See this page for changes to the course structure resulting from the cancellation of in-person classes.

CSC236, Winter 2020

Welcome to the course website for CSC236, Introduction to the Theory of Computation. In this course you will augment your intuition as a programmer with analytical skills and proof. The course content comprises the following chapters:

  1. Induction
  2. Recurrences
  3. Program correctness
  4. Formal languages

The text for this course is CSC 236/240/B36 Introduction to the Theory of Computation, by Vassos Hadzilacos, available online at no charge.

Contact

You can reach me (Colin Morris) at colin@cs.toronto.edu. I will aim to reply to e-mails within 48 hours. Please include "236" in the subject line.

Office hours

My office hours are Wednesday 2-4 p.m. in BA2283 via BB Collaborate.

The CSC Help Centre is another resource for getting help with course material. They are open Monday to Friday from 2-6 p.m.

Course discussion board

If your question is potentially of general interest, consider posting it to the course discussion board instead of e-mailing me. It increases your chance of getting a prompt answer, and helps your fellow students.

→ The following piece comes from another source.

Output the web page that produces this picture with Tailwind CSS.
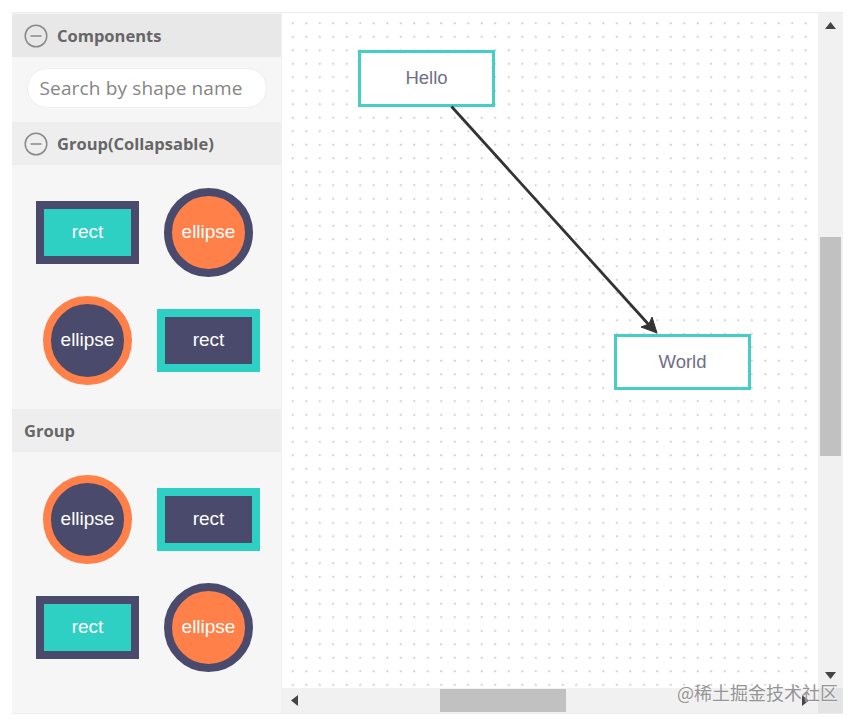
<!DOCTYPE html>
<html lang="en">
<head>
  <meta charset="UTF-8" />
  <title>Diagram Symbol Palette</title>
  <script src="https://cdn.jsdelivr.net/npm/@tailwindcss/browser@4"></script>
</head>
<body class="bg-white w-[858px] h-[723px] overflow-hidden font-['Liberation_Sans',sans-serif]">

  <div class="relative ml-3 mt-3 w-[831px] h-[702px] flex border-t border-b border-[#ececec]">

    <!-- palette -->
    <div class="w-[270px] shrink-0 bg-[#f6f6f7] pt-px border-r border-[#f0f0f0] font-['Open_Sans',sans-serif]">
      <div class="h-[43px] bg-[#e8e8e8] flex items-center pl-3 gap-[9px]">
        <svg width="24" height="24" viewBox="0 0 24 24" fill="none" stroke="#8a8a8a" stroke-width="1.5"><circle cx="12" cy="12" r="10.8"/><path d="M6.5 12h11"/></svg>
        <span class="text-[16.500px] font-bold text-[#666] pt-[2px]">Components</span>
      </div>
      <div class="h-[65px] pt-[11px] flex justify-center">
        <input type="text" placeholder="Search by shape name" class="w-[240px] h-[40px] px-3 rounded-[20px] bg-white border border-[#eeeeee] text-[19px] tracking-[0.15px] placeholder:text-[#858585] outline-none" />
      </div>
      <div class="h-[43px] bg-[#eeeeee] flex items-center pl-3 gap-[9px]">
        <svg width="24" height="24" viewBox="0 0 24 24" fill="none" stroke="#8a8a8a" stroke-width="1.5"><circle cx="12" cy="12" r="10.8"/><path d="M6.5 12h11"/></svg>
        <span class="text-[16.500px] font-bold text-[#666] pt-[2px]">Group(Collapsable)</span>
      </div>
      <div class="grid grid-cols-[121px_121px] auto-rows-[108px] pl-[15px] pt-[13px] pb-[15px] text-[19px] text-white font-['Liberation_Sans',sans-serif]">
        <div class="flex items-center justify-center"><div class="w-[103px] h-[63px] bg-[#2fd0c4] border-[8px] border-[#4a4a6c] flex items-center justify-center">rect</div></div>
        <div class="flex items-center justify-center"><div class="w-[89px] h-[89px] rounded-full bg-[#ff8048] border-[8px] border-[#4a4a6c] flex items-center justify-center">ellipse</div></div>
        <div class="flex items-center justify-center"><div class="w-[89px] h-[89px] rounded-full bg-[#4a4a6c] border-[8px] border-[#ff8048] flex items-center justify-center">ellipse</div></div>
        <div class="flex items-center justify-center"><div class="w-[103px] h-[63px] bg-[#4a4a6c] border-[8px] border-[#2fd0c4] flex items-center justify-center">rect</div></div>
      </div>
      <div class="h-[43px] bg-[#eeeeee] flex items-center pl-3">
        <span class="text-[16.500px] font-bold text-[#666] pt-[2px]">Group</span>
      </div>
      <div class="grid grid-cols-[121px_121px] auto-rows-[108px] pl-[15px] pt-[13px] text-[19px] text-white font-['Liberation_Sans',sans-serif]">
        <div class="flex items-center justify-center"><div class="w-[89px] h-[89px] rounded-full bg-[#4a4a6c] border-[8px] border-[#ff8048] flex items-center justify-center">ellipse</div></div>
        <div class="flex items-center justify-center"><div class="w-[103px] h-[63px] bg-[#4a4a6c] border-[8px] border-[#2fd0c4] flex items-center justify-center">rect</div></div>
        <div class="flex items-center justify-center"><div class="w-[103px] h-[63px] bg-[#2fd0c4] border-[8px] border-[#4a4a6c] flex items-center justify-center">rect</div></div>
        <div class="flex items-center justify-center"><div class="w-[89px] h-[89px] rounded-full bg-[#ff8048] border-[8px] border-[#4a4a6c] flex items-center justify-center">ellipse</div></div>
      </div>
    </div>

    <!-- canvas + scrollbars -->
    <div class="flex-1 grid grid-cols-[536px_25px] grid-rows-[675px_25px]">
      <div class="relative overflow-hidden bg-white bg-[radial-gradient(circle,#c6c6c6_0.6px,transparent_1px)] bg-[size:13.5px_13.5px] bg-[position:4px_3.5px]">
        <div class="absolute left-[76px] top-[37px] w-[137px] h-[57px] bg-white border-[3px] border-[#45cfc4] flex items-center justify-center pb-[2px] text-[18.500px] text-[#6f6f85]">Hello</div>
        <div class="absolute left-[332px] top-[321px] w-[137px] h-[56px] bg-white border-[3px] border-[#45cfc4] flex items-center justify-center text-[18.500px] text-[#6f6f85]">World</div>
        <svg class="absolute inset-0" width="536" height="675" fill="none">
          <path d="M169.500 93.500L368 313" stroke="#333" stroke-width="2.800"/>
          <path d="M375 320L359 314L367 311L370 304Z" fill="#333" stroke="#333"/>
        </svg>
      </div>
      <!-- vertical scrollbar -->
      <div class="relative bg-[#f1f1f1] flex flex-col items-center justify-between py-[9px]">
        <svg width="11" height="7" viewBox="0 0 11 7" class="fill-[#444]"><path d="M5.500 0L11 7H0Z"/></svg>
        <div class="absolute left-[2px] top-[224px] w-[21px] h-[219px] bg-[#c1c1c1]"></div>
        <svg width="11" height="7" viewBox="0 0 11 7" class="fill-[#444]"><path d="M0 0H11L5.500 7Z"/></svg>
      </div>
      <!-- horizontal scrollbar -->
      <div class="relative bg-[#f1f1f1] flex items-center justify-between px-[9px]">
        <svg width="7" height="11" viewBox="0 0 7 11" class="fill-[#444]"><path d="M7 0V11L0 5.500Z"/></svg>
        <div class="absolute left-[158px] top-[1px] w-[126px] h-[23px] bg-[#c1c1c1]"></div>
        <svg width="7" height="11" viewBox="0 0 7 11" class="fill-[#444]"><path d="M0 0L7 5.500L0 11Z"/></svg>
      </div>
      <div class="bg-[#e4e4e4]"></div>
    </div>

    <div class="absolute right-[5px] top-[666px] text-[18px] leading-[26px] text-[#949494] whitespace-nowrap font-['Noto_Sans_CJK_SC',sans-serif] [text-shadow:0_0_2px_#fff]">@稀土掘金技术社区</div>
  </div>

</body>
</html>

Please do not discuss assignment solutions on the board until the deadline has passed and solutions have been posted to the course website (see Academic integrity).

Pre-requisites

Please verify that you meet the prerequisites for this course. If you do not, but would still like to take the course, it's important that you contact me as soon as possible to request a waiver. If you don't, you may be removed from the course.

Grading scheme

Note: This marking scheme was modified following a vote held during week 11. For the original marking scheme, see the original course information sheet from the beginning of the year.

Item Due Weight
Final April 9 20%
Assignments Assignment 1 Thurs January 30 12.5%
Assignment 2 Thurs March 12 12.5%
Assignment 3 Thurs April 2 7%
Term tests Term test 1 Mon February 3 15%
Term test 2 Mon March 16 23 10%
Quizzes Every tutorial 23%

Grades will be posted to MarkUs.

Calendar

In case you find it useful, here is a link to a Google calendar with some important dates for the course (e.g. midterms, assignment due dates, extra office hours).

Re-marks

You will have opportunity on MarkUs to request a review of the grading of any piece of term work. Please give a specific reason for any request, indicating any errors or omissions you think the marker may have made. Remark requests may not be accepted if they are not accompanied with a reason, or if they are made more than three weeks after the work in question was returned.

Note that the result of a re-mark may be that the mark goes down, up, or stays the same, depending on what we see when we reconsider it. Also, we may choose to review the grading of the entire piece of work, rather than one specific question.

If you would like me to review the grading of a tutorial quiz, please bring it to me during office hours. Your TA may be able to answer questions about why your quiz was graded a certain way (or explain comments that they left), but they will not modify quiz grades after returning them.

Course information sheet

For posterity, this is the course information sheet that was distributed on the first day of class. (All the information on the course info sheet is also present on the course website. In fact, the course info sheet is essentially a partial snapshot of the course website as it existed on January 6.)